Forward, backward, sideways: the TIGER concept vehicle unites walking and rolling as forms of locomotion, which makes it extremely agile and versatile
Trailblazer for new mobility concepts
“In addition, such a forward-thinking investment in robotics and related technologies increases the opportunities to attract corresponding technological know-how and young talent to the company,” says Götte. That’s exactly what the South Koreans are desperately seeking: in the long run, Hyundai is planning to cut in half the share of its sales for which the car business accounts, according to the Financial Times. 20 percent of the reductions are supposed to be offset by earnings from robotics and 30 percent by the Urban Air Mobility business. Hyundai anticipates overall growth potential in logistics and inspection robots used in warehouses and factories and for service robots that can assist disabled or older people. In this promising healthcare setting, human robots are to be employed in “the course of time” as well.
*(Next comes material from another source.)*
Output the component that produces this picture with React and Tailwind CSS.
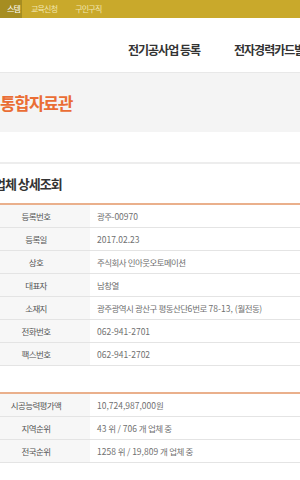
import React from "react";

const detailRows = [
  { label: "등록번호", value: "광주-00970" },
  { label: "등록일", value: "2017.02.23" },
  { label: "상호", value: "주식회사 인아웃오토메이션" },
  { label: "대표자", value: "남창열" },
  { label: "소재지", value: "광주광역시 광산구 평동산단6번로 78-13, (월전동)" },
  { label: "전화번호", value: "062-941-2701" },
  { label: "팩스번호", value: "062-941-2702" },
];

const rankRows = [
  { label: "시공능력평가액", value: "10,724,987,000원" },
  { label: "지역순위", value: "43 위 / 706 개 업체 중" },
  { label: "전국순위", value: "1258 위 / 19,809 개 업체 중" },
];

// hangul runs get a bit tighter spacing than digits
const KoText = ({ text }) =>
  text.split(/([가-힣]+)/).map((part, i) =>
    /[가-힣]/.test(part) ? (
      <span key={i} className="tracking-[-0.6px]">
        {part}
      </span>
    ) : (
      <span key={i} className="whitespace-pre">
        {part}
      </span>
    )
  );

const InfoTable = ({ rows }) => (
  <div className="border-t-2 border-[#eab08c]">
    {rows.map((row) => (
      <div
        key={row.label}
        className="flex h-[23px] border-b border-[#e4e4e4] text-[8.5px]"
      >
        <div className="w-[108px] shrink-0 bg-[#f7f7f7] flex items-center justify-center text-[#555]">
          <KoText text={row.label} />
        </div>
        <div className="flex items-center pl-[7px] text-[#707070] whitespace-nowrap">
          <KoText text={row.value} />
        </div>
      </div>
    ))}
  </div>
);

const App = () => {
  return (
    <div className="w-[300px] h-[480px] overflow-hidden bg-white font-['Noto_Sans_CJK_KR',sans-serif]">
      {/* Top bar */}
      <div className="h-[18px] bg-[#c9a92b] flex items-center text-[8px] tracking-[-0.8px] text-[#f1e5ae]">
        <div className="w-[22px] h-full bg-[#a68d21] flex items-center justify-end pr-[2px] overflow-hidden whitespace-nowrap text-white">
          스템
        </div>
        <div className="ml-[9px]">교육신청</div>
        <div className="ml-[18px]">구인구직</div>
      </div>

      {/* Header nav */}
      <div className="h-[54px] flex items-end pb-[13px] pl-[128px] gap-[34px] whitespace-nowrap text-[12px] font-bold tracking-[-1px] text-[#333]">
        <span>전기공사업 등록</span>
        <span>전자경력카드발급</span>
      </div>

      {/* Banner */}
      <div className="h-[60px] bg-[#f4f4f4] border-t border-[#e8e8e8] flex items-center">
        <h1 className="text-[17px] font-bold tracking-[-1.2px] text-[#ea6d35]">
          통합자료관
        </h1>
      </div>

      <div className="h-[30px]" />

      {/* Content */}
      <div className="border-t-2 border-[#ededed]">
        <div className="ml-[-18px] w-[340px]">
          <h2 className="h-[39px] flex items-center pl-[12px] text-[13px] font-bold tracking-[-1px] text-[#333]">
            업체 상세조회
          </h2>
          <InfoTable rows={detailRows} />
          <div className="h-[26px]" />
          <InfoTable rows={rankRows} />
        </div>
      </div>
    </div>
  );
};

export default App;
“This transaction will unite capabilities of Hyundai Motor Group and Boston Dynamics to spearhead innovation in future mobility,” says Euisun Chung, CEO of Hyundai Motor Group. Robert Playter, CEO of Boston Dynamics, comments on the deal likes this: “We (and Hyundai) share a view of the transformational power of mobility and look forward to working together to accelerate our plans to enable the world with cutting-edge automation, and to continue to solve the world’s hardest robotics challenges for our customers.” The latter strongly sounds like the fans of Boston Dynamics can hope to continue seeing new members of the robotics family and spectacular videos in the new constellation as well.